DATASET EXCERPT:
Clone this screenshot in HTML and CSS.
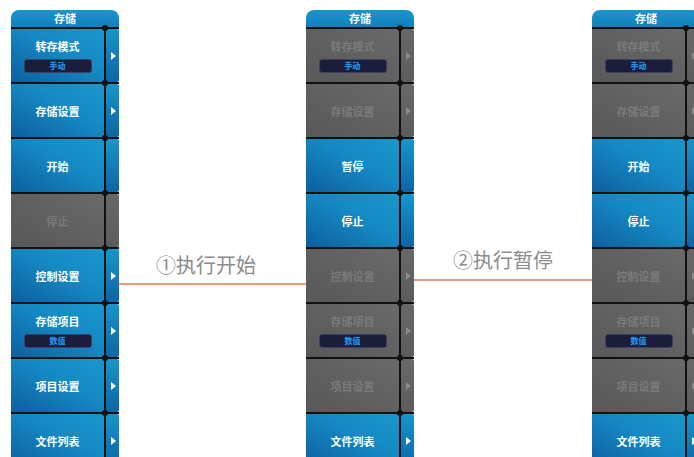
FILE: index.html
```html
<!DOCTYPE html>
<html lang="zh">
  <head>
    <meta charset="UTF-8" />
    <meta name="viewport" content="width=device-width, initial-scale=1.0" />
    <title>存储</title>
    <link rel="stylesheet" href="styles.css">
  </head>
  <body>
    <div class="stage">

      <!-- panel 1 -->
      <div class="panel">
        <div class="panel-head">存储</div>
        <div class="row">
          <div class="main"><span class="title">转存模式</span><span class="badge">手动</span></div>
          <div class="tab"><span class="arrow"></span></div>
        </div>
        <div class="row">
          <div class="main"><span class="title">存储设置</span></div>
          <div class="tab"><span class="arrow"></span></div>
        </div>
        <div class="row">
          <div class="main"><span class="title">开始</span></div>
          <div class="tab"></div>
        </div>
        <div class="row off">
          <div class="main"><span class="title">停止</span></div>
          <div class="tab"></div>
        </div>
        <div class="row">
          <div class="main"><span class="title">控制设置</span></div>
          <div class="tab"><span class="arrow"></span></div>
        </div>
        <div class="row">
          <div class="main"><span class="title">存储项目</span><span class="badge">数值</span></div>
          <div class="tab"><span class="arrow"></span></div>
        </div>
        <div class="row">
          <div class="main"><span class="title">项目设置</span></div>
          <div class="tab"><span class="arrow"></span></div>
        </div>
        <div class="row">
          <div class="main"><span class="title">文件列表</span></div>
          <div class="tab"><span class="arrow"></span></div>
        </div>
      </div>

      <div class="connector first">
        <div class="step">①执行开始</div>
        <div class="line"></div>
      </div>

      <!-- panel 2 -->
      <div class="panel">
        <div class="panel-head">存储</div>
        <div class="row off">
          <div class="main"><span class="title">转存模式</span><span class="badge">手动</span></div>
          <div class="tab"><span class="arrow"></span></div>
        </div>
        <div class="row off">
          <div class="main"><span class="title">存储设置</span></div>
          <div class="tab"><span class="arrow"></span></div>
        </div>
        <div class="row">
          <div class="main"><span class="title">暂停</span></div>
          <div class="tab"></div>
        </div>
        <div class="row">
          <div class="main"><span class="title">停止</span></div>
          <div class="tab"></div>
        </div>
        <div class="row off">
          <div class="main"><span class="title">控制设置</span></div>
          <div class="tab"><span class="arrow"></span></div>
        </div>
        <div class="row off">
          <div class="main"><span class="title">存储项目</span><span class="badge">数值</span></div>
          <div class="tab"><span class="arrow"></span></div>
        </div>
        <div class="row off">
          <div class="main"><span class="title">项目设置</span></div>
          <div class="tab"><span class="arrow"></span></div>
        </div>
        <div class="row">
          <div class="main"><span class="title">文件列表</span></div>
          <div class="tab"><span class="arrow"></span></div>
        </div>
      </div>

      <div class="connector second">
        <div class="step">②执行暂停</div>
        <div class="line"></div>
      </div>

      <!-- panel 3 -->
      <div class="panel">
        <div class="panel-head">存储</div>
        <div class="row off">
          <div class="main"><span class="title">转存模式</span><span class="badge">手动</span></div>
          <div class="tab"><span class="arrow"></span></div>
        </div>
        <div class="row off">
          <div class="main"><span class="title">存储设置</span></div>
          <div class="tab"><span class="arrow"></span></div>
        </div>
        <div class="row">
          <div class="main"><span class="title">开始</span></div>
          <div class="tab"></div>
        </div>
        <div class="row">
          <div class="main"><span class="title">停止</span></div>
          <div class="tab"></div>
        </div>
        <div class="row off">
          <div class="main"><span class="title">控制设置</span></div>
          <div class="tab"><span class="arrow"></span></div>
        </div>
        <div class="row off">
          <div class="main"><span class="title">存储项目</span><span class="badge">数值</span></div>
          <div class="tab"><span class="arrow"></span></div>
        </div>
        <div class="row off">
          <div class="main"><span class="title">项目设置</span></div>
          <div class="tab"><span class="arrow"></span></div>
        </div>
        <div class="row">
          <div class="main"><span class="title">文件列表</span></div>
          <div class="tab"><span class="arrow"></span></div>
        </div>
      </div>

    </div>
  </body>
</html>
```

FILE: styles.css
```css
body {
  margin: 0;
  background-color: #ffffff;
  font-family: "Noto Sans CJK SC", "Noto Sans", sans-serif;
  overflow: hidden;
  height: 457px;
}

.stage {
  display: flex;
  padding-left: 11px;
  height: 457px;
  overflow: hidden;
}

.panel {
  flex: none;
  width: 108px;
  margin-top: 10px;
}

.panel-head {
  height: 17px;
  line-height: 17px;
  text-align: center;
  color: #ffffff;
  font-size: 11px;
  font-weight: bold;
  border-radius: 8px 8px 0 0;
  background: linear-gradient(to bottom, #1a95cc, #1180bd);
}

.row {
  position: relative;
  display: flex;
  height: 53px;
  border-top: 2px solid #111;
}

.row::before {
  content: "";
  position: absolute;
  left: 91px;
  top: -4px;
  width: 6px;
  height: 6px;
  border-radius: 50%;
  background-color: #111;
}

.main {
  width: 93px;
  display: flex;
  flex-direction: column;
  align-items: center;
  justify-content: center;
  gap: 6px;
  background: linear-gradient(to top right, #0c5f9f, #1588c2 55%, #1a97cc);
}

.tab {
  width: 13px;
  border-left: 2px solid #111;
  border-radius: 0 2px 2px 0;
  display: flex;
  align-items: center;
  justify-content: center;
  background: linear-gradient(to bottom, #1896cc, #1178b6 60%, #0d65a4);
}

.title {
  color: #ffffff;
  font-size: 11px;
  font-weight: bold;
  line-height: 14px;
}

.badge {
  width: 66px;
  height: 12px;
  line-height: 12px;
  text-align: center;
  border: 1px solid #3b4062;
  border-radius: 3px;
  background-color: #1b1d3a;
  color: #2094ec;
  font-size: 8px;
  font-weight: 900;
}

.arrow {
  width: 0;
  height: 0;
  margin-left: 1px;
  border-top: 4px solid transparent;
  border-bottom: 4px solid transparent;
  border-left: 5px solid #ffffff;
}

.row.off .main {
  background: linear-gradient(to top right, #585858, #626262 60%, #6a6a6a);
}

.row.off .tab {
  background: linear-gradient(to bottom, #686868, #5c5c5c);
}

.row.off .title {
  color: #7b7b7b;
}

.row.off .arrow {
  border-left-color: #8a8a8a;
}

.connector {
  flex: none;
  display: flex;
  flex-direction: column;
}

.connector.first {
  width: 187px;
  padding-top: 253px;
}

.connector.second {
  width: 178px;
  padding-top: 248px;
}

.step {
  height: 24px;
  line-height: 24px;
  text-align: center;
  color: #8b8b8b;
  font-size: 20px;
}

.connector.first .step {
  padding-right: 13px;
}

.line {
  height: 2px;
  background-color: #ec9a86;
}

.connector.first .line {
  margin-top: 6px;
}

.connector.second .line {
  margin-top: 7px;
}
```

THE TASK: Reproduce each line exactly, please, except for any pictures.

FINISHED TASK:
Clone this screenshot in HTML and CSS.
FILE: index.html
```html
<!DOCTYPE html>
<html lang="zh">
  <head>
    <meta charset="UTF-8" />
    <meta name="viewport" content="width=device-width, initial-scale=1.0" />
    <title>存储</title>
    <link rel="stylesheet" href="styles.css">
  </head>
  <body>
    <div class="stage">

      <!-- panel 1 -->
      <div class="panel">
        <div class="panel-head">存储</div>
        <div class="row">
          <div class="main"><span class="title">转存模式</span><span class="badge">手动</span></div>
          <div class="tab"><span class="arrow"></span></div>
        </div>
        <div class="row">
          <div class="main"><span class="title">存储设置</span></div>
          <div class="tab"><span class="arrow"></span></div>
        </div>
        <div class="row">
          <div class="main"><span class="title">开始</span></div>
          <div class="tab"></div>
        </div>
        <div class="row off">
          <div class="main"><span class="title">停止</span></div>
          <div class="tab"></div>
        </div>
        <div class="row">
          <div class="main"><span class="title">控制设置</span></div>
          <div class="tab"><span class="arrow"></span></div>
        </div>
        <div class="row">
          <div class="main"><span class="title">存储项目</span><span class="badge">数值</span></div>
          <div class="tab"><span class="arrow"></span></div>
        </div>
        <div class="row">
          <div class="main"><span class="title">项目设置</span></div>
          <div class="tab"><span class="arrow"></span></div>
        </div>
        <div class="row">
          <div class="main"><span class="title">文件列表</span></div>
          <div class="tab"><span class="arrow"></span></div>
        </div>
      </div>

      <div class="connector first">
        <div class="step">①执行开始</div>
        <div class="line"></div>
      </div>

      <!-- panel 2 -->
      <div class="panel">
        <div class="panel-head">存储</div>
        <div class="row off">
          <div class="main"><span class="title">转存模式</span><span class="badge">手动</span></div>
          <div class="tab"><span class="arrow"></span></div>
        </div>
        <div class="row off">
          <div class="main"><span class="title">存储设置</span></div>
          <div class="tab"><span class="arrow"></span></div>
        </div>
        <div class="row">
          <div class="main"><span class="title">暂停</span></div>
          <div class="tab"></div>
        </div>
        <div class="row">
          <div class="main"><span class="title">停止</span></div>
          <div class="tab"></div>
        </div>
        <div class="row off">
          <div class="main"><span class="title">控制设置</span></div>
          <div class="tab"><span class="arrow"></span></div>
        </div>
        <div class="row off">
          <div class="main"><span class="title">存储项目</span><span class="badge">数值</span></div>
          <div class="tab"><span class="arrow"></span></div>
        </div>
        <div class="row off">
          <div class="main"><span class="title">项目设置</span></div>
          <div class="tab"><span class="arrow"></span></div>
        </div>
        <div class="row">
          <div class="main"><span class="title">文件列表</span></div>
          <div class="tab"><span class="arrow"></span></div>
        </div>
      </div>

      <div class="connector second">
        <div class="step">②执行暂停</div>
        <div class="line"></div>
      </div>

      <!-- panel 3 -->
      <div class="panel">
        <div class="panel-head">存储</div>
        <div class="row off">
          <div class="main"><span class="title">转存模式</span><span class="badge">手动</span></div>
          <div class="tab"><span class="arrow"></span></div>
        </div>
        <div class="row off">
          <div class="main"><span class="title">存储设置</span></div>
          <div class="tab"><span class="arrow"></span></div>
        </div>
        <div class="row">
          <div class="main"><span class="title">开始</span></div>
          <div class="tab"></div>
        </div>
        <div class="row">
          <div class="main"><span class="title">停止</span></div>
          <div class="tab"></div>
        </div>
        <div class="row off">
          <div class="main"><span class="title">控制设置</span></div>
          <div class="tab"><span class="arrow"></span></div>
        </div>
        <div class="row off">
          <div class="main"><span class="title">存储项目</span><span class="badge">数值</span></div>
          <div class="tab"><span class="arrow"></span></div>
        </div>
        <div class="row off">
          <div class="main"><span class="title">项目设置</span></div>
          <div class="tab"><span class="arrow"></span></div>
        </div>
        <div class="row">
          <div class="main"><span class="title">文件列表</span></div>
          <div class="tab"><span class="arrow"></span></div>
        </div>
      </div>

    </div>
  </body>
</html>
```

FILE: styles.css
```css
body {
  margin: 0;
  background-color: #ffffff;
  font-family: "Noto Sans CJK SC", "Noto Sans", sans-serif;
  overflow: hidden;
  height: 457px;
}

.stage {
  display: flex;
  padding-left: 11px;
  height: 457px;
  overflow: hidden;
}

.panel {
  flex: none;
  width: 108px;
  margin-top: 10px;
}

.panel-head {
  height: 17px;
  line-height: 17px;
  text-align: center;
  color: #ffffff;
  font-size: 11px;
  font-weight: bold;
  border-radius: 8px 8px 0 0;
  background: linear-gradient(to bottom, #1a95cc, #1180bd);
}

.row {
  position: relative;
  display: flex;
  height: 53px;
  border-top: 2px solid #111;
}

.row::before {
  content: "";
  position: absolute;
  left: 91px;
  top: -4px;
  width: 6px;
  height: 6px;
  border-radius: 50%;
  background-color: #111;
}

.main {
  width: 93px;
  display: flex;
  flex-direction: column;
  align-items: center;
  justify-content: center;
  gap: 6px;
  background: linear-gradient(to top right, #0c5f9f, #1588c2 55%, #1a97cc);
}

.tab {
  width: 13px;
  border-left: 2px solid #111;
  border-radius: 0 2px 2px 0;
  display: flex;
  align-items: center;
  justify-content: center;
  background: linear-gradient(to bottom, #1896cc, #1178b6 60%, #0d65a4);
}

.title {
  color: #ffffff;
  font-size: 11px;
  font-weight: bold;
  line-height: 14px;
}

.badge {
  width: 66px;
  height: 12px;
  line-height: 12px;
  text-align: center;
  border: 1px solid #3b4062;
  border-radius: 3px;
  background-color: #1b1d3a;
  color: #2094ec;
  font-size: 8px;
  font-weight: 900;
}

.arrow {
  width: 0;
  height: 0;
  margin-left: 1px;
  border-top: 4px solid transparent;
  border-bottom: 4px solid transparent;
  border-left: 5px solid #ffffff;
}

.row.off .main {
  background: linear-gradient(to top right, #585858, #626262 60%, #6a6a6a);
}

.row.off .tab {
  background: linear-gradient(to bottom, #686868, #5c5c5c);
}

.row.off .title {
  color: #7b7b7b;
}

.row.off .arrow {
  border-left-color: #8a8a8a;
}

.connector {
  flex: none;
  display: flex;
  flex-direction: column;
}

.connector.first {
  width: 187px;
  padding-top: 253px;
}

.connector.second {
  width: 178px;
  padding-top: 248px;
}

.step {
  height: 24px;
  line-height: 24px;
  text-align: center;
  color: #8b8b8b;
  font-size: 20px;
}

.connector.first .step {
  padding-right: 13px;
}

.line {
  height: 2px;
  background-color: #ec9a86;
}

.connector.first .line {
  margin-top: 6px;
}

.connector.second .line {
  margin-top: 7px;
}
```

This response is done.